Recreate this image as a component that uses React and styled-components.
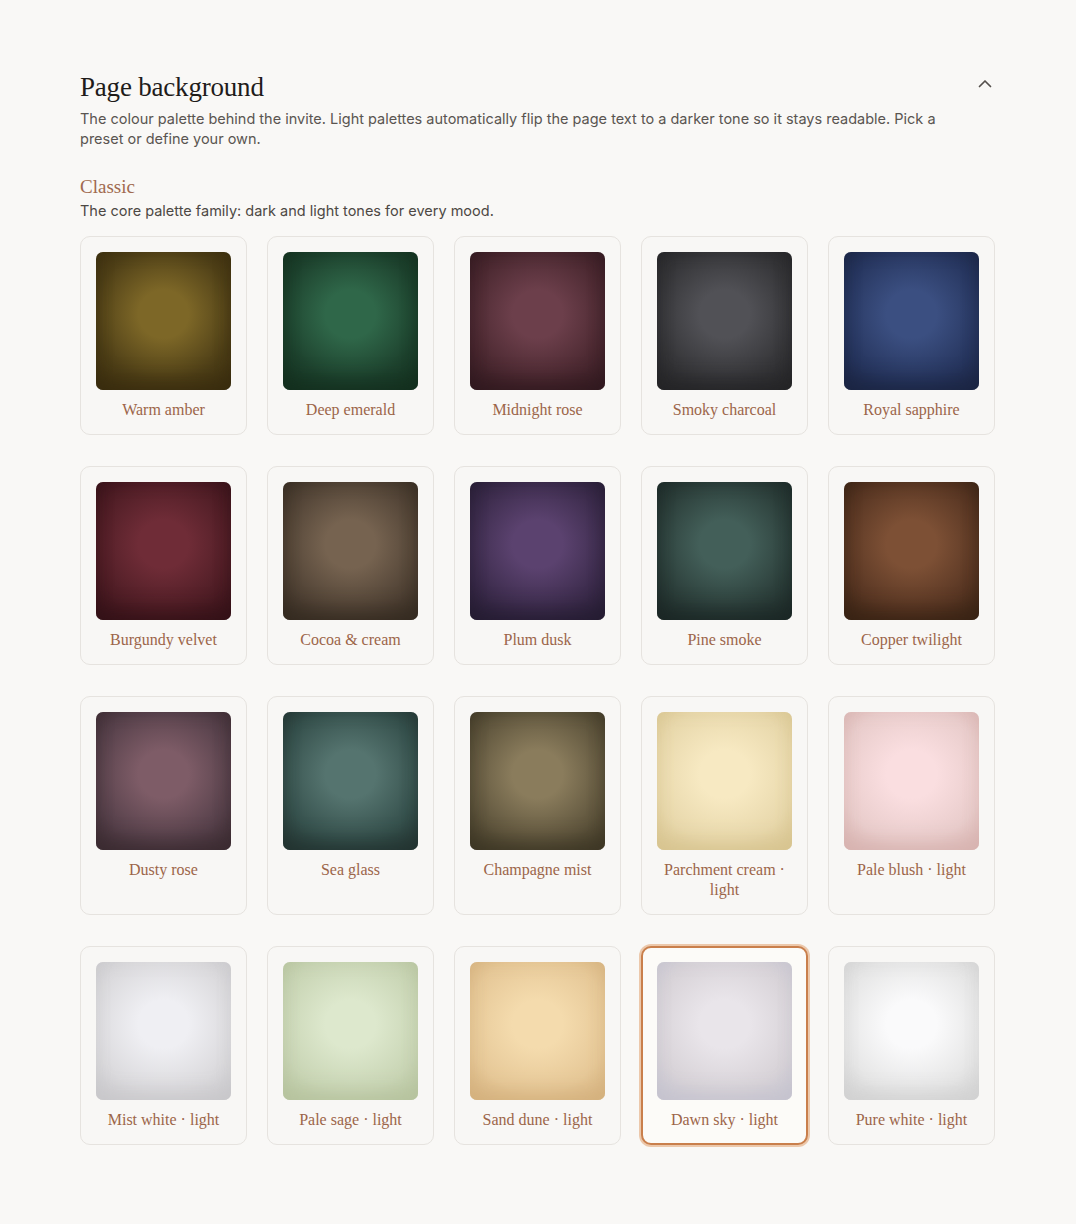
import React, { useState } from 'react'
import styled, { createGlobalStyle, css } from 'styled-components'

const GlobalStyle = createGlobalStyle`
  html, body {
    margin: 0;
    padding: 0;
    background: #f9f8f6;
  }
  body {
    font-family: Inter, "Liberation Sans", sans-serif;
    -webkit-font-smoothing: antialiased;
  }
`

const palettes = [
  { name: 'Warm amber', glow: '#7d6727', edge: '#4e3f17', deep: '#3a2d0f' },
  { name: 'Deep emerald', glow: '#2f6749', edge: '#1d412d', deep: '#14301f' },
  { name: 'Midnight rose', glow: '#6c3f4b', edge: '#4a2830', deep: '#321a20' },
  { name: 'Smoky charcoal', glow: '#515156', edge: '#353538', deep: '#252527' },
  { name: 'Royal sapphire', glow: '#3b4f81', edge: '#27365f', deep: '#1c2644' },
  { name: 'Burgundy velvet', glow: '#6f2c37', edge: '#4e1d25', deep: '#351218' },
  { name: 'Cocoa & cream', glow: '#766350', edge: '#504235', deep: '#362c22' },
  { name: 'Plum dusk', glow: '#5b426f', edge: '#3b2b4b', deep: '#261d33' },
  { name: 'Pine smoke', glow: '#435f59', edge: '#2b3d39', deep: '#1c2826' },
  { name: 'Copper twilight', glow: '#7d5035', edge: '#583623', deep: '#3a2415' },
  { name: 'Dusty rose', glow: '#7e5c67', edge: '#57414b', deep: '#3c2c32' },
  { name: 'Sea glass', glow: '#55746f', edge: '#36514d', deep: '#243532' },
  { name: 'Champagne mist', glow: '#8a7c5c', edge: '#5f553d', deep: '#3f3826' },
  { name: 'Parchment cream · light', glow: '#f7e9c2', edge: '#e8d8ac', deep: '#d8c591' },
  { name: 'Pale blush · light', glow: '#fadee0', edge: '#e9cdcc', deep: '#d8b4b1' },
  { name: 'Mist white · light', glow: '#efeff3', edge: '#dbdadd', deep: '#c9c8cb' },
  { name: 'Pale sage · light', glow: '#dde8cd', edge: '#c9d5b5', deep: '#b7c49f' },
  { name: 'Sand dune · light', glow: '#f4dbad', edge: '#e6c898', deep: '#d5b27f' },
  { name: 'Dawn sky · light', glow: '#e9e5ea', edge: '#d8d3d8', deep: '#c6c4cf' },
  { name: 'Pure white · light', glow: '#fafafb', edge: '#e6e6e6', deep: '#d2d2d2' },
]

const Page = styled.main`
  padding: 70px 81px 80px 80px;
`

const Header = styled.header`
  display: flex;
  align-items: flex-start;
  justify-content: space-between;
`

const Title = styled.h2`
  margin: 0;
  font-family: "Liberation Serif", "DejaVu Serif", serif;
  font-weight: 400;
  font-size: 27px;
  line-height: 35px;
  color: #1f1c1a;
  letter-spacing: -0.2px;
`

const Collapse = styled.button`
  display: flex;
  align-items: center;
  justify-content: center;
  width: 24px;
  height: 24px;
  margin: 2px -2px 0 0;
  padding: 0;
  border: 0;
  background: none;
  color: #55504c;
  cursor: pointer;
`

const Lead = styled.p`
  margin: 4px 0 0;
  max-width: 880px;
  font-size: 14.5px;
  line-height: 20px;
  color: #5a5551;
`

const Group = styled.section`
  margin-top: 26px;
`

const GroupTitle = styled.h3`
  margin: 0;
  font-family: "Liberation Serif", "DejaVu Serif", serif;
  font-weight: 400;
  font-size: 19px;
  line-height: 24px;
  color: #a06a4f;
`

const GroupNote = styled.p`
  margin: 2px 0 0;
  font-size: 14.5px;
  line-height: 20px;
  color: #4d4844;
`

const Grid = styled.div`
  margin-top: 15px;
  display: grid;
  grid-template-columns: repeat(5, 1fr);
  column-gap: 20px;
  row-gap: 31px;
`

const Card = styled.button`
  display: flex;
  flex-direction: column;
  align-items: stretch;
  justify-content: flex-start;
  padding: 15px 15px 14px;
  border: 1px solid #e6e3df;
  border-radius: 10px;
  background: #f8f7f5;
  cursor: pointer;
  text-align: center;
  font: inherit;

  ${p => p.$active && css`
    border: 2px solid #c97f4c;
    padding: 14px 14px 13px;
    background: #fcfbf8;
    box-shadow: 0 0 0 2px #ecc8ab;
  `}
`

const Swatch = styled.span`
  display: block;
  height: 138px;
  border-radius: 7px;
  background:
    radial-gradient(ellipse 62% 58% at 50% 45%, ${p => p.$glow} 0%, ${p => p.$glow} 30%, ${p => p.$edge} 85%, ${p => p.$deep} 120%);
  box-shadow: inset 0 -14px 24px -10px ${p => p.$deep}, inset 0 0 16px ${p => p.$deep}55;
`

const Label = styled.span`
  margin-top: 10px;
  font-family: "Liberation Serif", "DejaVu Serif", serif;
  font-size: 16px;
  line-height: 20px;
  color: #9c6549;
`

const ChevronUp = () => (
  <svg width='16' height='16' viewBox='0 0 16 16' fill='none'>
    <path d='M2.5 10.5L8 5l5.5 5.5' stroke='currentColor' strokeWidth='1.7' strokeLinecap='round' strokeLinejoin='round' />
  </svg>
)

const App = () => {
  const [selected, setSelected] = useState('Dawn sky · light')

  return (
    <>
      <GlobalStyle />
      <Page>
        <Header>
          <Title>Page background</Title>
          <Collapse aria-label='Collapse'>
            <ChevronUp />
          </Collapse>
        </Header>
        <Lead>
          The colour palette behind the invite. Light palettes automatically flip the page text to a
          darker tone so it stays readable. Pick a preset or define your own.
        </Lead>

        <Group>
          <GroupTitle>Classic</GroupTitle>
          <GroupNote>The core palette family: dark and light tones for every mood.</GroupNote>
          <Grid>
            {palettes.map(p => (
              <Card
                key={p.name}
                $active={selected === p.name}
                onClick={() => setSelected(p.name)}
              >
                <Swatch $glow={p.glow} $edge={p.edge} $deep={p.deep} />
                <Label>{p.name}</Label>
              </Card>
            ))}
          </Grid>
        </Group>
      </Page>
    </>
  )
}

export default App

### WRITTEN INSTRUCTION
Report the number of lines that include the string "components"; return nothing but the count.

### OUTPUT OF THE TASK
2